I just started watching the video Dan Savage does with his partner about teenage glbtq suicide and it started out “I went to an all boys catholic highschool…” (http://www.youtube.com/watch?v=7IcVyvg2Qlo). It reminds me of my adolescence, not only because I went to a catholic all-girls highschool, but also because I was becoming comfortable with my sexuality, my non-heterosexuality, my bisexuality, my pansexuality, whatever sexuality is, my sexual nature? Either way, my sexual self. What I knew about my sexual self as a sophomore was that I liked girls, I had crushes on girls. I was incredibly lucky because there was someone who was out who I latched on to and told about my sexuality. Either way, being a non-heterosexual person in highschool can be difficult. Highschool can be difficult. Being gay is difficult in America, most of America, unless you have a strong support network and even then, there are your peers, and community members, and others who might not be so supportive.
A very large issue in the glbtq community is the prevalence or wide occurrence of having depression sometime in life. Depression or prolonged sadness is common for many people and possibly because its becoming less of a stigma, depression is being revealed more, but it seems to be really common for gay youth. For this reason, there are many non-profits that combat and try to prevent glbtq youth from committing suicide (which are among the most likely to commit suicide of the youth population). The reasons for glbtq wanting to commit suicide may range from lonliness, societal stigma, secrecy, constant conflict at school or home, emotional or physical isolation, homelessness, and more. Every person’s experience with depression is unique.
What I am going to talk about in this post is something one of my good friends just brought to my attention, Dan Savage’s organization to prevent youth suicide among the glbtq population through his project called “It Gets Better”.
In Dan Savage’s video (which I provided a link for above) is the message “It Gets Better” and it will and it can. So, you can live a better life when you get out of a tough time. During the video the two (Dan and his partner) share their highschool experiences, how they met, how they have supportive family networks, and how they have an amazing family with their son, DJ. Then they share really cute memories, which you should watch the video to hear about. My favorite message is “you will find love and a community”. Truth Dan, Truth.
It Gets Better Project
Dan Savage, author of the sex advice column and podcast Savage Love, started a campaign called “It Gets Better” with his partner Terry after hearing about the death of Billy Lucas, age 15, on the eve of World Suicide Prevention Day (more here: http://www.examiner.com/sex-education-in-national/dan-savage-launches-it-gets-better-project-to-reach-out-to-lgbt-teens).
Savage’s message is that we can spread hope to others, simply through the internet, by being a supportive friend, family member, or community member.
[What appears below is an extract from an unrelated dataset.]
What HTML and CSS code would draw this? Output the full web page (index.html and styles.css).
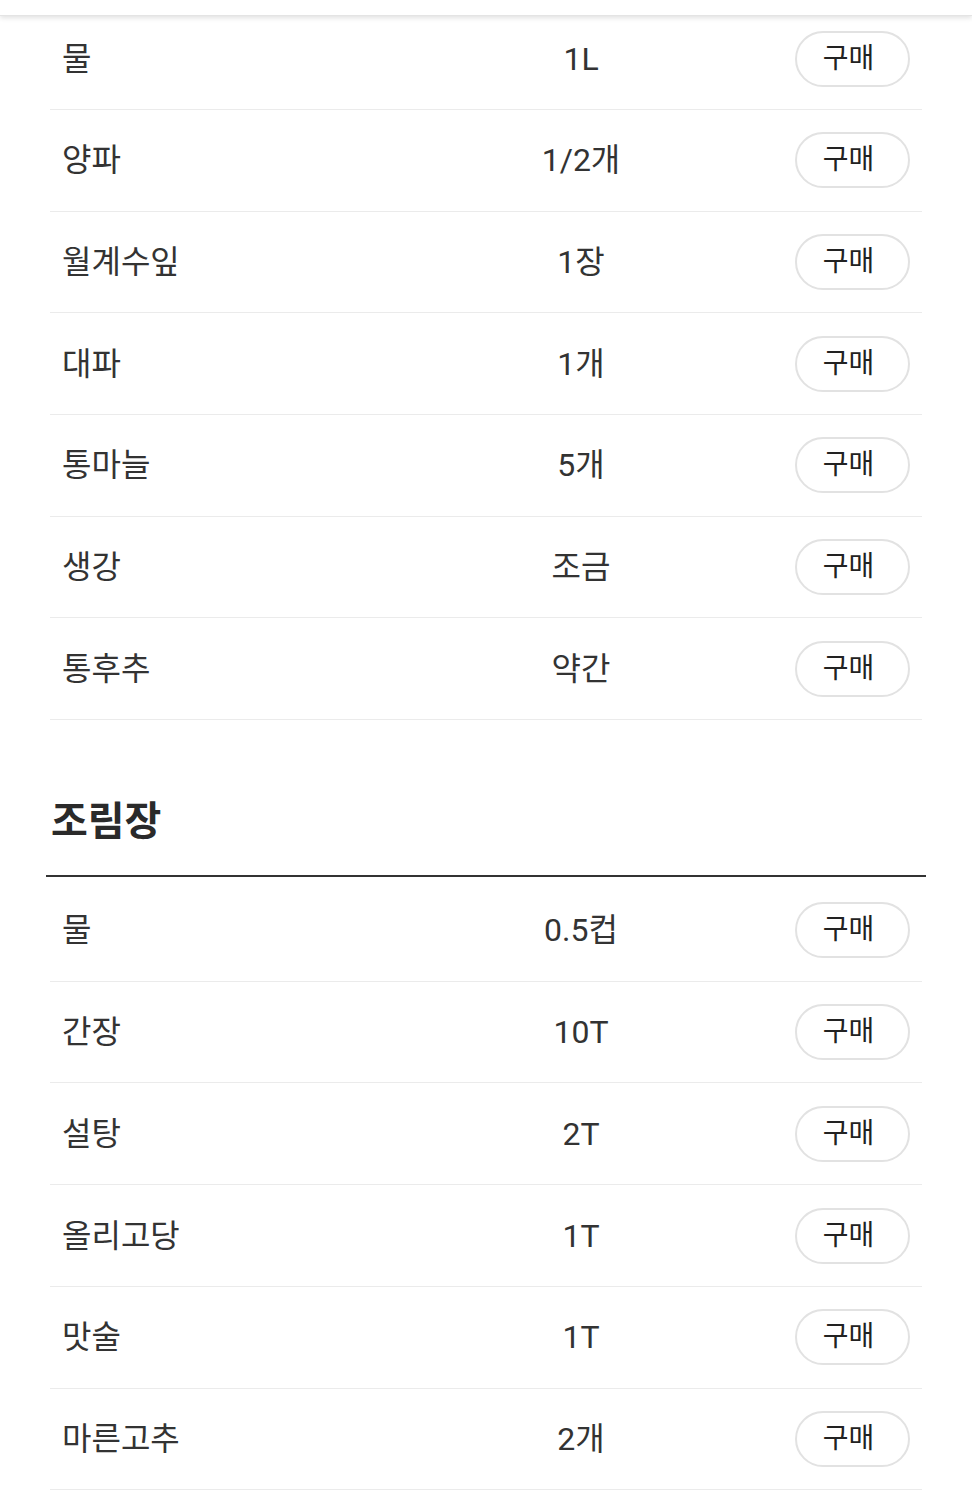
FILE: index.html
```html
<!DOCTYPE html>
<html lang="ko">
<head>
<meta charset="utf-8">
<link rel="stylesheet" href="styles.css">
</head>
<body>
<div class="topbar"></div>
<main class="page">
  <ul class="list list-first">
    <li class="row"><span class="name">물</span><span class="amount">1L</span><button class="buy">구매</button></li>
    <li class="row"><span class="name">양파</span><span class="amount">1/2개</span><button class="buy">구매</button></li>
    <li class="row"><span class="name">월계수잎</span><span class="amount">1장</span><button class="buy">구매</button></li>
    <li class="row"><span class="name">대파</span><span class="amount">1개</span><button class="buy">구매</button></li>
    <li class="row"><span class="name">통마늘</span><span class="amount">5개</span><button class="buy">구매</button></li>
    <li class="row"><span class="name">생강</span><span class="amount">조금</span><button class="buy">구매</button></li>
    <li class="row"><span class="name">통후추</span><span class="amount">약간</span><button class="buy">구매</button></li>
  </ul>
  <section class="group">
    <h2 class="group-title">조림장</h2>
    <ul class="list list-group">
      <li class="row"><span class="name">물</span><span class="amount">0.5컵</span><button class="buy">구매</button></li>
      <li class="row"><span class="name">간장</span><span class="amount">10T</span><button class="buy">구매</button></li>
      <li class="row"><span class="name">설탕</span><span class="amount">2T</span><button class="buy">구매</button></li>
      <li class="row"><span class="name">올리고당</span><span class="amount">1T</span><button class="buy">구매</button></li>
      <li class="row"><span class="name">맛술</span><span class="amount">1T</span><button class="buy">구매</button></li>
      <li class="row"><span class="name">마른고추</span><span class="amount">2개</span><button class="buy">구매</button></li>
    </ul>
  </section>
</main>
</body>
</html>
```

FILE: styles.css
```css
* { box-sizing: border-box; }
html, body { margin: 0; padding: 0; background: #fff; }
body {
  font-family: Roboto, "Noto Sans CJK KR", sans-serif;
  color: #333;
  width: 972px;
  overflow: hidden;
}
.topbar {
  position: fixed;
  top: 0; left: 0; right: 0;
  height: 16px;
  background: #fff;
  border-bottom: 1px solid #e4e4e4;
  box-shadow: 0 2px 5px rgba(0,0,0,0.12);
  z-index: 10;
}
.page {
  padding: 8.3px 46px 0;
}
.list {
  list-style: none;
  margin: 0;
  padding: 0 4px;
}
.row {
  height: 101.7px;
  display: grid;
  grid-template-columns: 305px 1fr 115px;
  align-items: center;
  padding: 0 12px;
  border-bottom: 1px solid #ebebeb;
}
.name {
  font-size: 32px;
  line-height: 40px;
  padding-bottom: 0;
  color: #333;
}
.amount {
  font-size: 32px;
  line-height: 40px;
  padding-bottom: 0;
  text-align: center;
  color: #333;
}
.buy {
  width: 115px;
  height: 56px;
  border: 2px solid #e2e2e2;
  border-radius: 28px;
  background: #fff;
  font-family: inherit;
  font-size: 28px;
  color: #222;
  padding: 0 8px 0 0;
  line-height: 1;
}
.group {
  margin-top: 77px;
}
.group-title {
  margin: 0;
  padding: 0 5px 28px;
  font-size: 40px;
  line-height: 50px;
  font-weight: 700;
  color: #2a2a2a;
  border-bottom: 2px solid #333;
}
.list-group {
  padding-top: 3px;
}
```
After being introduced by another friend of mine to Savage’s podcast “Savage Love” this summer I am extremely supportive of what Savage is trying to do. In his podcast Savage combats heterosexist assumptions about gender roles, relationships, and sex, which is one of the first steps as an individual to combat homophobia.
The Trevor Project
Another project that strives to prevent glbtq youth suicide is the Trevor Project. The Trevor Project is based out of Southern California.
On their website (http://www.thetrevorproject.org/about-trevor/organization) it states their vision:
“The Trevor Project is the national provider of life saving resources to LGBTQ youth and their families. We advocate acceptance and help prevent teen suicide by promoting mental health and positive self-esteem through a premiere on line destination, nationwide 24/7 call centers, and empowering social activities”
The Trevor Project is an amazing resource and on their website they state a strategic plan of how they are going to reach their goals of preventing suicide among glbtq youth.
A very large influence on teen depression is homophobia. Homophobia is not always a direct attack, but also comes in assumptions about desire and experience. Homophobia is oppressive, individually and to the lgbtq community because it makes being attracted to a person of the same-sex a stigma and that should not be the case.
When I was home the year before my senior year in college, three people committed suicide in front of train tracks. The city posted police cars at every stop in my city and they saved two kids lives. Our local glbtq organization spoke at a town hall meeting offering their services. I hope they save more kids lives because every life is valuable.